## Given problem
Will you write out the data exactly, excluding every picture?

_ _ _ _ _

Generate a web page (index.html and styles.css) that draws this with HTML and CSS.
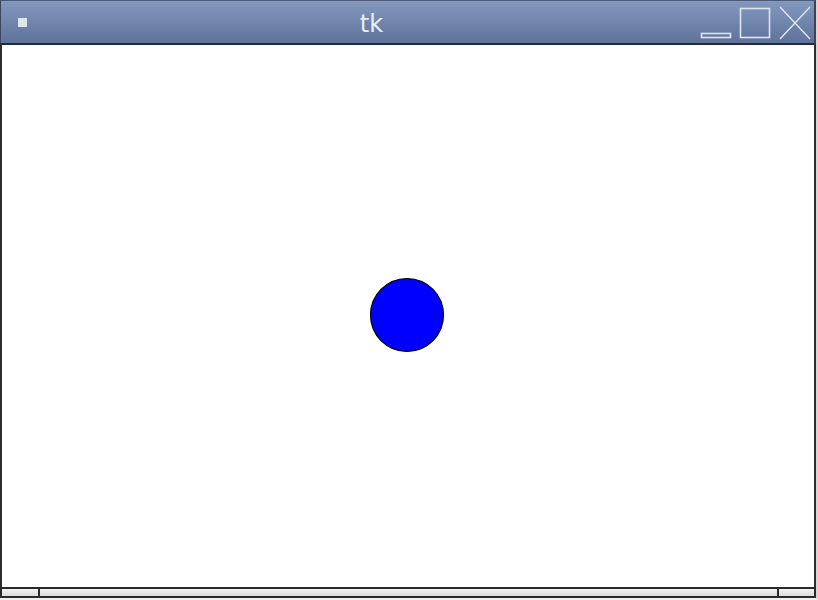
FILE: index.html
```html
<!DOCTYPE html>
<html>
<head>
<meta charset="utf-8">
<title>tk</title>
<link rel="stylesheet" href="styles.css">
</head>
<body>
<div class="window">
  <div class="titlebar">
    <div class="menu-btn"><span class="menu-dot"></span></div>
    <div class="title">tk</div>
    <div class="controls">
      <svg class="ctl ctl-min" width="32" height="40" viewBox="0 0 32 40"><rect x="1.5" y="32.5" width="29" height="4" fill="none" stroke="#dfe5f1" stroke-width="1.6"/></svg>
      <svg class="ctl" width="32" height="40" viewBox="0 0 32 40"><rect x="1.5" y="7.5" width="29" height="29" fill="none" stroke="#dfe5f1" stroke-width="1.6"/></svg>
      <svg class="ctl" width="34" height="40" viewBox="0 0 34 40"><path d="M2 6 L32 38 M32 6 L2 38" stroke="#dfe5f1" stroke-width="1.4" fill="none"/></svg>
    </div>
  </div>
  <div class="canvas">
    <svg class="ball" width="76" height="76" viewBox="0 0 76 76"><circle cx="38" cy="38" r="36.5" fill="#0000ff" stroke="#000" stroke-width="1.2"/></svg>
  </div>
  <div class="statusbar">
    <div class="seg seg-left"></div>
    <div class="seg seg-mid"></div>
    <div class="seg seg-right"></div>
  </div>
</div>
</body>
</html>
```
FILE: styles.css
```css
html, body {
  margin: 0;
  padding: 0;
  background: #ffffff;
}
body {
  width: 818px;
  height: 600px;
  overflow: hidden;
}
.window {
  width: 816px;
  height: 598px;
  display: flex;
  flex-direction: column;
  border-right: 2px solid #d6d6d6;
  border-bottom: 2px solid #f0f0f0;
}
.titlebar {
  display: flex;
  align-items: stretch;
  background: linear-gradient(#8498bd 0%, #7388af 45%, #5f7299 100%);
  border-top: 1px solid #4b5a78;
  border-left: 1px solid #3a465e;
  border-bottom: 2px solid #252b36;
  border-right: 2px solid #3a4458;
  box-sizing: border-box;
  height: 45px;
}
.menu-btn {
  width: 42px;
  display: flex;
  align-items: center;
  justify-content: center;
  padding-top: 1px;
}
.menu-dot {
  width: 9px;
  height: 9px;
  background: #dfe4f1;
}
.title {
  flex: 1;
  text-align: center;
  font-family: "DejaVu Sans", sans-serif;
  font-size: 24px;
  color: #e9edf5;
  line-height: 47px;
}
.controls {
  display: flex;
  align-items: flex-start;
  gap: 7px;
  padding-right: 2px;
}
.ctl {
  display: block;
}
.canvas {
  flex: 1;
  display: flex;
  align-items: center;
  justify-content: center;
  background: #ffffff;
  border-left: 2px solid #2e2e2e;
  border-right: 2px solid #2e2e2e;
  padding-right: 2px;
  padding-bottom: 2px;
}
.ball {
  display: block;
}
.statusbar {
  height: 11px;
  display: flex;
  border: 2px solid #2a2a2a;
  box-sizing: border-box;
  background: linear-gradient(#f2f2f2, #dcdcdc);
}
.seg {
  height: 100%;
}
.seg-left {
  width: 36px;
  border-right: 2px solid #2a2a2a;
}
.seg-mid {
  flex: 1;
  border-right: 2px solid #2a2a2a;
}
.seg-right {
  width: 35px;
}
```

_ _ _ _ _

## Output
Generate a web page (index.html and styles.css) that draws this with HTML and CSS.
FILE: index.html
```html
<!DOCTYPE html>
<html>
<head>
<meta charset="utf-8">
<title>tk</title>
<link rel="stylesheet" href="styles.css">
</head>
<body>
<div class="window">
  <div class="titlebar">
    <div class="menu-btn"><span class="menu-dot"></span></div>
    <div class="title">tk</div>
    <div class="controls">
      <svg class="ctl ctl-min" width="32" height="40" viewBox="0 0 32 40"><rect x="1.5" y="32.5" width="29" height="4" fill="none" stroke="#dfe5f1" stroke-width="1.6"/></svg>
      <svg class="ctl" width="32" height="40" viewBox="0 0 32 40"><rect x="1.5" y="7.5" width="29" height="29" fill="none" stroke="#dfe5f1" stroke-width="1.6"/></svg>
      <svg class="ctl" width="34" height="40" viewBox="0 0 34 40"><path d="M2 6 L32 38 M32 6 L2 38" stroke="#dfe5f1" stroke-width="1.4" fill="none"/></svg>
    </div>
  </div>
  <div class="canvas">
    <svg class="ball" width="76" height="76" viewBox="0 0 76 76"><circle cx="38" cy="38" r="36.5" fill="#0000ff" stroke="#000" stroke-width="1.2"/></svg>
  </div>
  <div class="statusbar">
    <div class="seg seg-left"></div>
    <div class="seg seg-mid"></div>
    <div class="seg seg-right"></div>
  </div>
</div>
</body>
</html>
```
FILE: styles.css
```css
html, body {
  margin: 0;
  padding: 0;
  background: #ffffff;
}
body {
  width: 818px;
  height: 600px;
  overflow: hidden;
}
.window {
  width: 816px;
  height: 598px;
  display: flex;
  flex-direction: column;
  border-right: 2px solid #d6d6d6;
  border-bottom: 2px solid #f0f0f0;
}
.titlebar {
  display: flex;
  align-items: stretch;
  background: linear-gradient(#8498bd 0%, #7388af 45%, #5f7299 100%);
  border-top: 1px solid #4b5a78;
  border-left: 1px solid #3a465e;
  border-bottom: 2px solid #252b36;
  border-right: 2px solid #3a4458;
  box-sizing: border-box;
  height: 45px;
}
.menu-btn {
  width: 42px;
  display: flex;
  align-items: center;
  justify-content: center;
  padding-top: 1px;
}
.menu-dot {
  width: 9px;
  height: 9px;
  background: #dfe4f1;
}
.title {
  flex: 1;
  text-align: center;
  font-family: "DejaVu Sans", sans-serif;
  font-size: 24px;
  color: #e9edf5;
  line-height: 47px;
}
.controls {
  display: flex;
  align-items: flex-start;
  gap: 7px;
  padding-right: 2px;
}
.ctl {
  display: block;
}
.canvas {
  flex: 1;
  display: flex;
  align-items: center;
  justify-content: center;
  background: #ffffff;
  border-left: 2px solid #2e2e2e;
  border-right: 2px solid #2e2e2e;
  padding-right: 2px;
  padding-bottom: 2px;
}
.ball {
  display: block;
}
.statusbar {
  height: 11px;
  display: flex;
  border: 2px solid #2a2a2a;
  box-sizing: border-box;
  background: linear-gradient(#f2f2f2, #dcdcdc);
}
.seg {
  height: 100%;
}
.seg-left {
  width: 36px;
  border-right: 2px solid #2a2a2a;
}
.seg-mid {
  flex: 1;
  border-right: 2px solid #2a2a2a;
}
.seg-right {
  width: 35px;
}
```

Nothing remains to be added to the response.